O diretor geral da exposição, Rodolfo de Athayde, pincela a fala de Evgenia ao dizer que entender o gênio criativo kandinskiano implica, também, em entender a sensibilidade que marca a arte a partir do século XX. “A exposição apresenta o prólogo desta história enriquecida que é a arte moderna e contemporânea: o modo em que se forjou a passagem para a abstração, os recursos a partir dos quais a figuração deixou de ser a única via possível para representar os estados mais vitais do ser humano e, finalmente, o novo caminho desbravado a partir dessa ruptura”.

Foi este o novo lugar descoberto: a contemplação e ascensão, que vinha nas palavras da assessora Nara Lacerda. O fardo marcava, em preto, as linhas que dificultam se elevar ao céu: o homem em sua constante tentativa de vida – o xamanismo e a espiritualidade que pintava as telas. As formas e as figuras fogem a qualquer impressão do que possa ser abstrato. “Não é abstracionismo, diria Kandinsky, se você avistasse qualquer sinal do figurativo”, disse Nara aos ouvidos de Cynthia.
“Poucos de nós saberíamos isso”, passaria, por certo, nos pensamentos da atriz. E não é por menos. A coordenadora Ania Rodrigues, em uníssono com Rodolfo, ecoa em tais dizeres: “Encontraremos também um Kandinsky poético e lírico, no momento de seu auge criativo, no exato instante das suas descobertas. Este é o grande valor deste projeto e da curadoria de Evgenia e Kiblitsky: uma exposição forte e desafiadora, que teve que ser defendida com muito tesão e paixão pela arte e pelo conhecimento, fruto de um enorme esforço de todas as partes envolvidas, e é dedicada a um público ávido e cada vez mais exigente, como o brasileiro.” Esse é um Kandinsky que os ocidentais desconhecem.
Biografia abstrata
Aos 20 anos, Kandinsky iniciou seus estudos em Direito, em Moscou. Casou-se com sua prima Anja Chimiakina, formou-se e decidiu lecionar. Fora pouca a experiência. Richard Wagner logo o provocara. Após uma ópera do maestro, no Teatro Bolshoi, e uma exposição de impressionistas franceses, ele se mudou para Alemanha, para estudar pintura. Em 1900, adentrou a Academia de Artes de Munique, e teve lições com o já renomado Franz Stuck. Foi, então, que conheceu Gabriele Münter. Três anos depois, já divorciado, se enamorou da moça. Na Europa, vivenciaram a arte. “Kandinsky: Tudo Começa Num Ponto” traz obras da também artista que teve grande influência sobre ele.

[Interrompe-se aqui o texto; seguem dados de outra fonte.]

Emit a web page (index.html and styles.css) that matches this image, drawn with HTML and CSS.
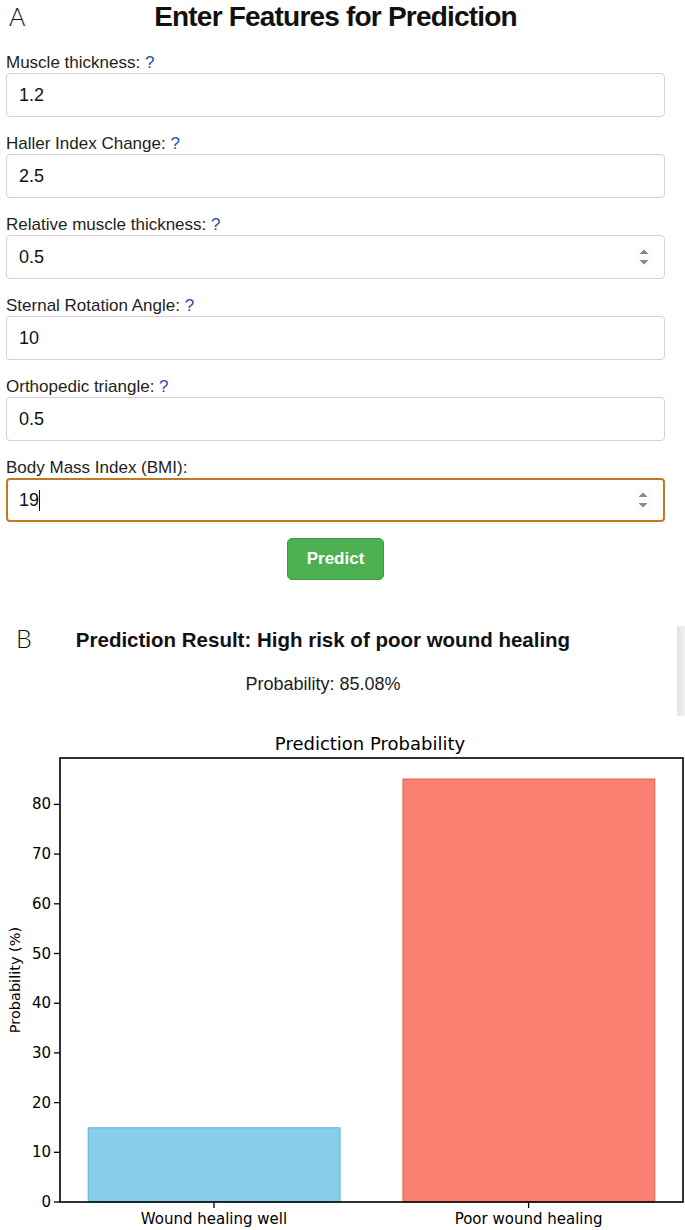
FILE: index.html
```html
<!DOCTYPE html>
<html lang="en">
<head>
    <meta charset="UTF-8">
    <meta name="viewport" content="width=device-width, initial-scale=1.0">
    <title>Wound Healing Prediction</title>
    <link rel="stylesheet" href="styles.css">
</head>
<body>
    <div class="form-panel">
        <span class="panel-tag">A</span>
        <h2>Enter Features for Prediction</h2>

        <form class="fields" onsubmit="return false;">
            <div class="field">
                <label>Muscle thickness: <span class="help">?</span></label>
                <input type="number" step="any" value="1.2">
            </div>
            <div class="field">
                <label>Haller Index Change: <span class="help">?</span></label>
                <input type="number" step="any" value="2.5">
            </div>
            <div class="field">
                <label>Relative muscle thickness: <span class="help">?</span></label>
                <input type="number" step="any" class="spin" value="0.5">
            </div>
            <div class="field">
                <label>Sternal Rotation Angle: <span class="help">?</span></label>
                <input type="number" step="any" value="10">
            </div>
            <div class="field">
                <label>Orthopedic triangle: <span class="help">?</span></label>
                <input type="number" step="any" value="0.5">
            </div>
            <div class="field">
                <label>Body Mass Index (BMI):</label>
                <div class="input-wrap">
                    <input type="number" step="any" class="spin focused" value="19">
                    <span class="caret"></span>
                </div>
            </div>
            <button class="predict-btn" type="submit">Predict</button>
        </form>
    </div>

    <div class="result-panel">
        <span class="panel-tag">B</span>
        <div class="result-body">
            <h3>Prediction Result: High risk of poor wound healing</h3>
            <p class="probability">Probability: 85.08%</p>
        </div>
        <div class="scroll-edge"></div>
    </div>

    <!-- bar chart, drawn in page coordinates (viewBox starts at y=716) -->
    <svg class="chart" width="685" height="514" viewBox="0 716 685 514">
        <text class="chart-title" x="370" y="750" text-anchor="middle">Prediction Probability</text>

        <rect class="bar-good" x="88.3" y="1127.8" width="251.7" height="74.2"></rect>
        <rect class="bar-poor" x="403" y="779.1" width="251.7" height="422.9"></rect>

        <rect class="frame" x="60" y="758" width="623" height="444"></rect>

        <g class="ticks">
            <line x1="54" y1="1202" x2="60" y2="1202"></line>
            <line x1="54" y1="1152.3" x2="60" y2="1152.3"></line>
            <line x1="54" y1="1102.6" x2="60" y2="1102.6"></line>
            <line x1="54" y1="1052.9" x2="60" y2="1052.9"></line>
            <line x1="54" y1="1003.2" x2="60" y2="1003.2"></line>
            <line x1="54" y1="953.5" x2="60" y2="953.5"></line>
            <line x1="54" y1="903.8" x2="60" y2="903.8"></line>
            <line x1="54" y1="854.1" x2="60" y2="854.1"></line>
            <line x1="54" y1="804.4" x2="60" y2="804.4"></line>
            <line x1="214" y1="1202" x2="214" y2="1208"></line>
            <line x1="528.6" y1="1202" x2="528.6" y2="1208"></line>
        </g>

        <g class="tick-labels y-labels">
            <text x="51" y="1202">0</text>
            <text x="51" y="1152.3">10</text>
            <text x="51" y="1102.6">20</text>
            <text x="51" y="1052.9">30</text>
            <text x="51" y="1003.2">40</text>
            <text x="51" y="953.5">50</text>
            <text x="51" y="903.8">60</text>
            <text x="51" y="854.1">70</text>
            <text x="51" y="804.4">80</text>
        </g>
        <g class="tick-labels x-labels">
            <text x="214" y="1224">Wound healing well</text>
            <text x="528.6" y="1224">Poor wound healing</text>
        </g>

        <text class="axis-label" x="0" y="0" transform="translate(20 980) rotate(-90)">Probability (%)</text>
    </svg>
</body>
</html>
```

FILE: styles.css
```css
body {
    margin: 0;
    font-family: "Liberation Sans", Arial, sans-serif;
    color: #1e1e1e;
    background: #fff;
}

/* panel letters */
.panel-tag {
    position: absolute;
    font-family: Lato, "Liberation Sans", sans-serif;
    font-weight: 300;
    font-size: 25px;
    line-height: 1;
    color: #111;
}

.form-panel {
    position: relative;
    padding: 0 20px 0 6px;
}
.form-panel .panel-tag {
    left: 9px;
    top: 4px;
}
.form-panel h2 {
    margin: 0;
    text-align: center;
    font-size: 28px;
    line-height: 34px;
    letter-spacing: -0.8px;
    font-weight: bold;
    color: #111;
}

.fields {
    margin: 18px 0 0;
    display: flex;
    flex-direction: column;
    gap: 16px;
}
.field label {
    display: block;
    font-size: 17px;
    line-height: 21px;
    color: #1e1e1e;
}
.help {
    color: #1f4fa6;
}
.field input {
    display: block;
    width: 100%;
    box-sizing: border-box;
    height: 44px;
    padding: 0 12px;
    font-family: "Liberation Sans", Arial, sans-serif;
    font-size: 18px;
    color: #111;
    background: #fff;
    border: 1px solid #d2d2d2;
    border-radius: 4px;
    outline: none;
}
.field input.focused {
    border: 2px solid #c07a23;
    padding-left: 11px;
}
.spin::-webkit-inner-spin-button {
    opacity: 1;
}
.input-wrap {
    position: relative;
}
.caret {
    position: absolute;
    left: 33px;
    top: 12px;
    width: 1px;
    height: 21px;
    background: #111;
}

.predict-btn {
    display: block;
    margin: 0 auto;
    width: 97px;
    height: 42px;
    background: #4caf50;
    color: #fff;
    border: 1px solid #3b9a3f;
    border-radius: 5px;
    font-family: "Liberation Sans", Arial, sans-serif;
    font-size: 17px;
    font-weight: bold;
    cursor: pointer;
}

.result-panel {
    position: relative;
    display: flex;
    margin-top: 46px;
    height: 90px;
}
.result-panel .panel-tag {
    left: 16px;
    top: 0;
}
.result-body {
    width: 646px;
    padding-top: 2px;
    text-align: center;
}
.result-body h3 {
    margin: 0;
    font-size: 20.5px;
    line-height: 24px;
    font-weight: bold;
    color: #111;
}
.probability {
    margin: 21px 0 0;
    font-size: 18px;
    line-height: 22px;
}
.scroll-edge {
    margin-left: auto;
    width: 8px;
    background: linear-gradient(to right, #e2e2e2, #f2f2f2);
}

/* chart */
.chart {
    display: block;
}
.chart text {
    font-family: "DejaVu Sans", sans-serif;
    fill: #000;
}
.chart-title {
    font-size: 18px;
}
.frame {
    fill: none;
    stroke: #000;
    stroke-width: 1.6;
}
.bar-good {
    fill: #87ceeb;
    stroke: #6cb7d8;
    stroke-width: 1.2;
}
.bar-poor {
    fill: #fa8072;
    stroke: #e3685b;
    stroke-width: 1.2;
}
.ticks line {
    stroke: #000;
    stroke-width: 1.3;
}
.tick-labels text {
    font-size: 15px;
}
.y-labels text {
    text-anchor: end;
    dominant-baseline: central;
}
.x-labels text {
    text-anchor: middle;
}
.axis-label {
    font-size: 14.5px;
    text-anchor: middle;
}
```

A inquietude fora o que uniu Kandinsky e Gabriele e que os unira a outros grupos de artistas também irrequietos. Em 1911, com Franz Marc, criaram um grupo chamado “Der Blaue Reiter” (Cavaleiro Azul). Nesse período, viveu seu momento mais frutífero. Tanto, que, em 1912, publicou “Do Espiritual na Arte” –– a primeira fundamentação teórica de arte abstrata. No ano seguinte, lança um livro de memórias e uma coletânea de poesias, com 55 litografias em preto e branco e cores.
Foi, então, que a Primeira Guerra teve inicio. Assim, Kandinsky voltou para Moscou, sem Grabriele. Lá, não abandonou a arte, ao contrário, fundou 22 museus provinciais. Entretanto, se envolveu com movimentos políticos pós-revolucionários. Em 1917, ele pintou, provavelmente, sua aquarela mais famosa: “Uma Voz Desconhecida”. O caso, por traz da pintura, é belo. Nina Andreevsky o conheceu num encontro fortuito – resultado de um telefonema. Impressionado com a voz da moça, Kandinsky decidiu encontrá-la. A aquarela é uma homenagem a ela, sua jovem segunda esposa.
A ideologia socialista na arte pressionou Kandinsky até que ele voltasse à Alemanha. Suas obras, durante o regime, foram banidas dos museus soviéticos. Na Alemanha, a convite de Walter Gropiuos, participou da Bauhaus que, em 1932, foi fechada sob campanha dos socialistas. Muitas de suas telas a óleo e aquarelas, pintadas entre 1926 e 1933, se perderam. Os nazistas o haviam declarado como “degenerado”.
Aos 67 anos, ele e sua esposa viajaram para a França e viveram próximo a Paris, em Neuilly-sur-Seine. Lá permaneceu até que seu ponto inicial chegasse ao fim. E, não obstante, a morte não o apagara. Kandinsky deixou retas em riscos, pontos em texturas coloridas. Desaguou, da fonte, cobrindo telas. Pintou, sobretudo, a vida: a mais pura abstração.